En tant que l’un des plus grands éleveurs de bétail au monde, le Brésil démontre également que l’équilibre entre les productions terrestres et aquatiques est un moyen stratégique de faire progresser la sécurité alimentaire, la nutrition et l’inclusion sociale, tout en promouvant l’utilisation durable de ses ressources naturelles et de ses services écosystémiques.
Entre-temps, le Portugal complète cette approche en aidant à faire avancer un plan de travail dans le cadre du Groupe de haut niveau pour une économie océanique durable. Le plan consiste à former des coalitions intersectorielles qui rassemblent des leaders de la pêche, du climat et de la sécurité alimentaire afin d’intégrer les aliments bleus de manière cohérente dans les stratégies climatiques et de sécurité alimentaire et de promouvoir des politiques intégrées. Il guide également la réforme des organisations régionales de gestion des pêches afin de renforcer la gouvernance et de préserver les ressources marines partagées dans les eaux internationales.
Le Portugal s’est engagé à intégrer ce plan au niveau national. Elle fait actuellement progresser la définition de son réseau d’aires marines protégées avec les communautés de pêcheurs afin de promouvoir des pratiques durables dans le secteur bleu. Récemment, le pays a également mené une campagne pour récupérer les engins de pêche à base de plastique dans la mer et réduire la pollution marine.

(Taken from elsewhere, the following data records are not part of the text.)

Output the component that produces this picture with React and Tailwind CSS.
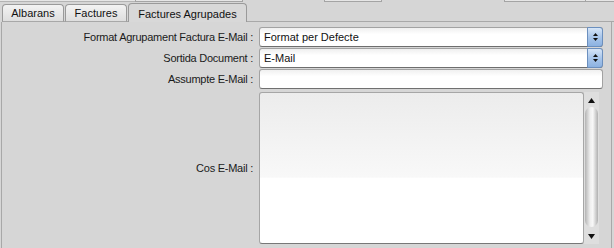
import React from "react";

const font = { fontFamily: '"Liberation Sans", Arial, sans-serif' };

const Spinner = () => (
  <div className="-my-px -mr-px flex w-[16px] flex-col items-center justify-center gap-[2px] rounded-r-[3px] border border-[#6b8fbe] bg-[linear-gradient(#d6e5f7,#a9c6ea_50%,#8cb2e1)]">
    <svg width="5" height="3" viewBox="0 0 5 3">
      <path d="M2.5 0L5 3H0z" fill="#111" />
    </svg>
    <svg width="5" height="3" viewBox="0 0 5 3">
      <path d="M0 0h5L2.5 3z" fill="#111" />
    </svg>
  </div>
);

const SelectField = ({ value }) => (
  <div className="flex h-[20px] w-[344px] rounded-[3px] border border-[#a2a2a2] border-b-[#6e6e6e] bg-[linear-gradient(#efefef,#fff_35%,#fff)]">
    <span className="flex flex-1 items-center pl-[4px] text-[11px] text-[#111]">
      {value}
    </span>
    <Spinner />
  </div>
);

const Label = ({ children }) => (
  <div className="w-[251px] text-right text-[11px] tracking-[-0.25px] text-[#1a1a1a]">
    {children}
  </div>
);

const Tab = ({ label, active, width }) =>
  active ? (
    <div
      className={`flex h-[19px] ${width} items-start justify-center rounded-t-[4px] border border-b-0 border-[#9a9a9a] bg-[#d8d8d8] pt-[2px] text-[11px] text-[#111]`}
    >
      {label}
    </div>
  ) : (
    <div
      className={`mt-[1px] flex h-[18px] ${width} items-center justify-center rounded-t-[4px] border border-[#9a9a9a] border-b-[#a8a8a8] bg-[linear-gradient(#f3f3f3,#dedede)] pt-[1px] text-[11px] text-[#111]`}
    >
      {label}
    </div>
  );

export default function App() {
  return (
    <div
      className="flex h-[248px] w-[614px] flex-col overflow-hidden bg-[#d6d6d6]"
      style={font}
    >
      {/* bottoms of the widgets above */}
      <div className="flex h-[3px]">
        <div className="h-[2px] w-[135px] border-b border-[#b4b4b4] bg-[#e6e6e6]" />
        <div className="h-[2px] w-[107px] border-b border-l border-[#a4a4a4] bg-[#e6e6e6]" />
        <div className="h-[2px] w-[82px] border-l border-[#a4a4a4]" />
        <div className="h-[2px] w-[58px] border-x border-b border-[#a4a4a4] bg-[#e6e6e6]" />
        <div className="h-[2px] w-[122px]" />
        <div className="h-[2px] w-[82px] border-x border-b border-[#a4a4a4] bg-[#e6e6e6]" />
        <div className="h-[2px] flex-1 border-b border-[#a4a4a4] bg-[#e6e6e6]" />
      </div>

      {/* tabs */}
      <div className="flex h-[19px] items-start pl-[2px]">
        <Tab label="Albarans" width="w-[62px]" />
        <div className="mt-[18px] h-px w-[1px] bg-[#a8a8a8]" />
        <Tab label="Factures" width="w-[62px]" />
        <div className="mt-[18px] h-px w-[1px] bg-[#a8a8a8]" />
        <Tab label="Factures Agrupades" active width="w-[119px]" />
        <div className="mt-[18px] h-px flex-1 bg-[#a8a8a8]" />
      </div>

      {/* panel */}
      <div className="ml-[1px] flex w-[611px] flex-1 flex-col gap-[1px] border-x border-[#a8a8a8] pt-[5px]">
        <div className="flex h-[20px] items-center">
          <Label>Format Agrupament Factura E-Mail :</Label>
          <div className="ml-[6px]">
            <SelectField value="Format per Defecte" />
          </div>
        </div>
        <div className="flex h-[20px] items-center">
          <Label>Sortida Document :</Label>
          <div className="ml-[6px]">
            <SelectField value="E-Mail" />
          </div>
        </div>
        <div className="flex h-[20px] items-center">
          <Label>Assumpte E-Mail :</Label>
          <div className="ml-[6px] h-[20px] w-[344px] rounded-[3px] border border-[#a2a2a2] border-b-[#707070] bg-[linear-gradient(#f0f0f0,#fff_35%,#fff)]" />
        </div>
        <div className="mt-[2px] flex h-[152px] items-center">
          <Label>Cos E-Mail :</Label>
          <div className="ml-[6px] flex h-full">
            <div className="h-full w-[325px] rounded-[3px] border border-[#a6a6a6] border-b-[#787878] bg-[linear-gradient(#ececec,#f8f8f8_56%,#fff_57%,#fff)]" />
            <div className="flex h-full w-[15px] flex-col items-center bg-[#dedede] pt-[3px] pb-[3px]">
              <div className="flex h-[10px] items-center">
                <svg width="7" height="5" viewBox="0 0 7 5">
                  <path d="M3.5 0L7 5H0z" fill="#111" />
                </svg>
              </div>
              <div className="mt-[2px] w-[13px] flex-1 rounded-full bg-[linear-gradient(90deg,#b4b4b4,#efefef_40%,#f8f8f8_60%,#b0b0b0)]" />
              <div className="mt-[4px] flex h-[10px] items-center">
                <svg width="7" height="5" viewBox="0 0 7 5">
                  <path d="M0 0h7L3.5 5z" fill="#111" />
                </svg>
              </div>
            </div>
          </div>
        </div>
      </div>
    </div>
  );
}
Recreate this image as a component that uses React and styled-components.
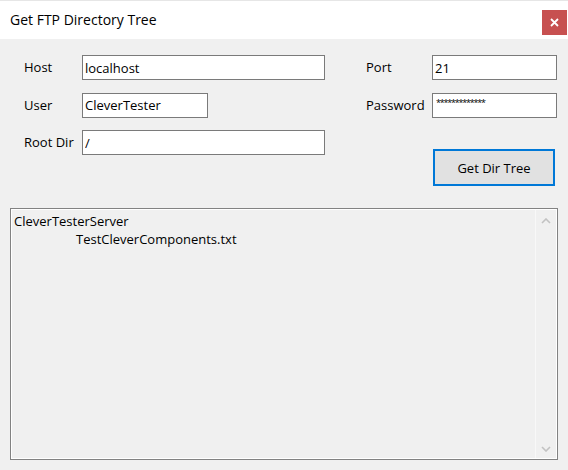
import React from 'react'
import styled, { createGlobalStyle } from 'styled-components'

const GlobalStyle = createGlobalStyle`
  html, body {
    margin: 0;
    padding: 0;
    background: #f0f0f0;
  }
  body {
    font-family: "Open Sans", "Liberation Sans", sans-serif;
    font-size: 13px;
    color: #000;
  }
`;

const Window = styled.div`
  width: 568px;
  height: 470px;
  background: #f0f0f0;
  display: flex;
  flex-direction: column;
  overflow: hidden;
`;

const TitleBar = styled.div`
  height: 39px;
  background: #fff;
  border-top: 1px solid #e6e6e6;
  box-sizing: border-box;
  display: flex;
  align-items: center;
  justify-content: space-between;
  padding-left: 10px;
`;

const Title = styled.div`
  font-size: 14px;
  margin-top: -2px;
`;

const CloseButton = styled.div`
  width: 25px;
  height: 25px;
  margin-right: 1px;
  margin-top: 5px;
  background: #c75050;
  display: flex;
  align-items: center;
  justify-content: center;
`;

const Form = styled.div`
  display: flex;
  padding: 16px 0 0 24px;
  gap: 41px;
`;

const FieldGrid = styled.div`
  display: grid;
  grid-template-columns: ${p => p.labelWidth}px auto;
  grid-auto-rows: 25px;
  row-gap: 12.5px;
  align-items: center;
`;

const Label = styled.label`
  white-space: nowrap;
  margin-top: -1px;
`;

const Input = styled.input`
  box-sizing: border-box;
  width: ${p => p.width}px;
  height: 25px;
  border: 1px solid #7a7a7a;
  background: #fff;
  font-family: inherit;
  font-size: 13px;
  padding: 0 2px;
  color: #000;
  outline: none;
`;

const MaskedInput = styled(Input)`
  font-size: 9px;
  letter-spacing: -1.2px;
  padding: 0 2px 6px 3px;
`;

const ButtonCell = styled.div`
  grid-column: 2;
  grid-row: 3;
  align-self: start;
  padding: 19px 0 0 1px;
`;

const Button = styled.button`
  box-sizing: border-box;
  width: 122px;
  height: 37px;
  background: #e1e1e1;
  border: 2px solid #0078d7;
  font-family: inherit;
  font-size: 13px;
  color: #000;
  padding: 0;
`;

const Tree = styled.div`
  box-sizing: border-box;
  margin: 52.5px 0 0 10px;
  width: 548px;
  height: 252px;
  border: 1px solid #828282;
  box-shadow: inset 1px 1px 0 #fff, inset -1px -1px 0 #fff;
  display: flex;
`;

const TreeBody = styled.div`
  flex: 1;
  padding: 3px 3px;
  line-height: 18px;
`;

const TreeLine = styled.div`
  padding-left: ${p => p.level * 62}px;
`;

const ScrollBar = styled.div`
  width: 20px;
  margin: 1px 1px 1px 0;
  border-left: 1px solid #f8f8f8;
  display: flex;
  flex-direction: column;
  justify-content: space-between;
  align-items: center;
  padding: 8px 0 6px;
`;

function Chevron({ down }) {
  return (
    <svg width="10" height="6" viewBox="0 0 10 6">
      <path
        d={down ? 'M1 1 L5 5 L9 1' : 'M1 5 L5 1 L9 5'}
        fill="none"
        stroke="#c2c2c2"
        strokeWidth="1.6"
      />
    </svg>
  )
}

function App() {
  return (
    <Window>
      <GlobalStyle />
      <TitleBar>
        <Title>Get FTP Directory Tree</Title>
        <CloseButton>
          <svg width="9" height="9" viewBox="0 0 9 9">
            <path d="M1 1 L8 8 M8 1 L1 8" stroke="#fff" strokeWidth="1.8" />
          </svg>
        </CloseButton>
      </TitleBar>

      <Form>
        <FieldGrid labelWidth={58}>
          <Label>Host</Label>
          <Input width={243} defaultValue="localhost" />
          <Label>User</Label>
          <Input width={126} defaultValue="CleverTester" />
          <Label>Root Dir</Label>
          <Input width={243} defaultValue="/" />
        </FieldGrid>

        <FieldGrid labelWidth={66}>
          <Label>Port</Label>
          <Input width={125} defaultValue="21" />
          <Label>Password</Label>
          <MaskedInput width={125} defaultValue="*************" />
          <ButtonCell>
            <Button>Get Dir Tree</Button>
          </ButtonCell>
        </FieldGrid>
      </Form>

      <Tree>
        <TreeBody>
          <TreeLine level={0}>CleverTesterServer</TreeLine>
          <TreeLine level={1}>TestCleverComponents.txt</TreeLine>
        </TreeBody>
        <ScrollBar>
          <Chevron />
          <Chevron down />
        </ScrollBar>
      </Tree>
    </Window>
  )
}

export default App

Nous espérons que ces exemples pourront inspirer d’autres pays à utiliser et à protéger les aliments bleus pour atteindre les objectifs climatiques mondiaux. Les pays peuvent cartographier les émissions et les contributions nutritionnelles de leurs secteurs des aliments bleus, en identifiant les possibilités de transition vers des espèces et des technologies à faible impact. Et ils peuvent réformer l’aide financière qui encourage la surpêche ou les pratiques aquacoles à fortes émissions et les réorienter vers des aliments durables, l’utilisation d’énergies renouvelables et la restauration de l’habitat.
Alors que la COP30 s’ouvre, le Brésil et le Portugal sont prêts à soutenir les efforts mondiaux visant à exploiter et à protéger les aliments bleus pour les stratégies d’atténuation et d’adaptation au climat, générant de multiples avantages pour les objectifs de développement durable.
Nous appelons davantage de pays à mettre en œuvre des mesures dans le secteur des aliments bleus pour renforcer les stratégies de sécurité alimentaire et de climat lors de la COP30 et au-delà.
André de Paula est ministre de la Pêche et de l’Aquaculture au Brésil. Salvador Malheiro est secrétaire d’État à la pêche et aux affaires maritimes du Portugal.